IMPROVING INFORMATION RETENTION IN LARGE SCALE ONLINE CONTINUAL LEARNING

Abstract

Given a stream of data sampled from non-stationary distributions, online continual learning (OCL) aims to adapt efficiently to new data while retaining existing knowledge. The typical approach to address information retention (the ability to retain previous knowledge) is keeping a replay buffer of a fixed size and computing gradients using a mixture of new data and the replay buffer. Surprisingly, the recent work (Cai et al., 2021) suggests that information retention remains a problem in large scale OCL even when the replay buffer is unlimited, i.e., the gradients are computed using all past data. This paper focuses on this peculiarity to understand and address information retention. To pinpoint the source of this problem, we theoretically show that, given limited computation budgets at each time step, even without strict storage limit, naively applying SGD with constant or constantly decreasing learning rates fails to optimize information retention in the long term. We propose using a moving average family of methods to improve optimization for non-stationary objectives. Specifically, we design an adaptive moving average (AMA) optimizer and a moving-average-based learning rate schedule (MALR). We demonstrate the effectiveness of AMA+MALR on large-scale benchmarks, including Continual Localization (CLOC), Google Landmarks, and ImageNet. Code will be released upon publication.

1. INTRODUCTION

Supervised learning commonly assumes that the data is independent and identically distributed (iid.). This assumption is violated in practice when the data comes from a non-stationary distribution that evolves over time. Continual learning aims to solve this problem by designing algorithms that efficiently learn and retain knowledge over time from a data stream. Continual learning can be classified into online and offline.

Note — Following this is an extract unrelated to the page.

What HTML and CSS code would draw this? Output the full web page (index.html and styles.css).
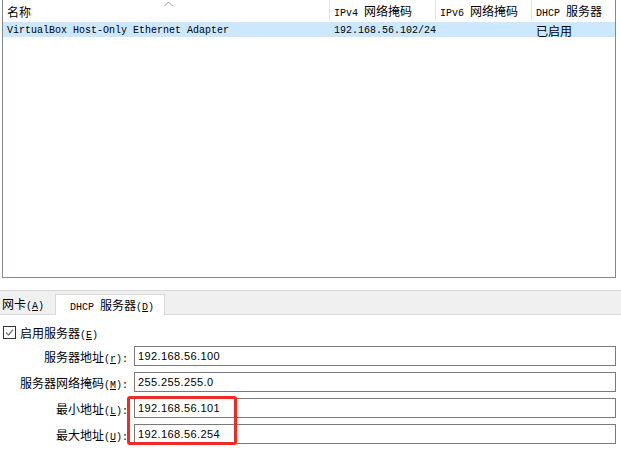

The offline setting (Li & Hoiem, 2017) mainly limits the storage: only a fixed amount of training data can be stored at each time step. The computation is not limited in offline continual learning: the model can be trained from scratch until convergence at each step. In contrast, the online setting only allows a limited amount of storage and computation at each time step. A number of metrics can be used to evaluate a continual learner. If the model is directly evaluated on the incoming data, the objective is learning efficacy; this evaluates the ability to efficiently adapt to new data. If the model is evaluated on historical data, the objective is information retention; this evaluates the ability to retain existing knowledge. These two objectives are in conflict, and their trade-off is known as the plasticity-stability dilemma (McCloskey & Cohen, 1989) . Following recent counterintuitive results, we single out information retention in this work. A common assumption in the continual learning literature is that information retention is only a problem due to the storage constraint. Take replay-buffer-based methods as an exemplar. It is tacitly understood that since they cannot store the entire history, they forget past knowledge which is not stored. However, this intuition is challenged by recent empirical results. For example, Cai et al. (2021) show that the information retention problem persists even when past data is stored in its entirety. We argue that, at least in part, the culprit for information loss is optimization. Direct application of SGD to a continual data stream is problematic. Informally, consider the learning rate (i.e., step size). It needs to decrease to zero over time to guarantee convergence (Ghadimi & Lan, 2013) . However, this cannot be applied to a continual and non-iid. stream since infinitesimal learning rates would simply ignore the new information and fail to adapt, resulting in underfitting.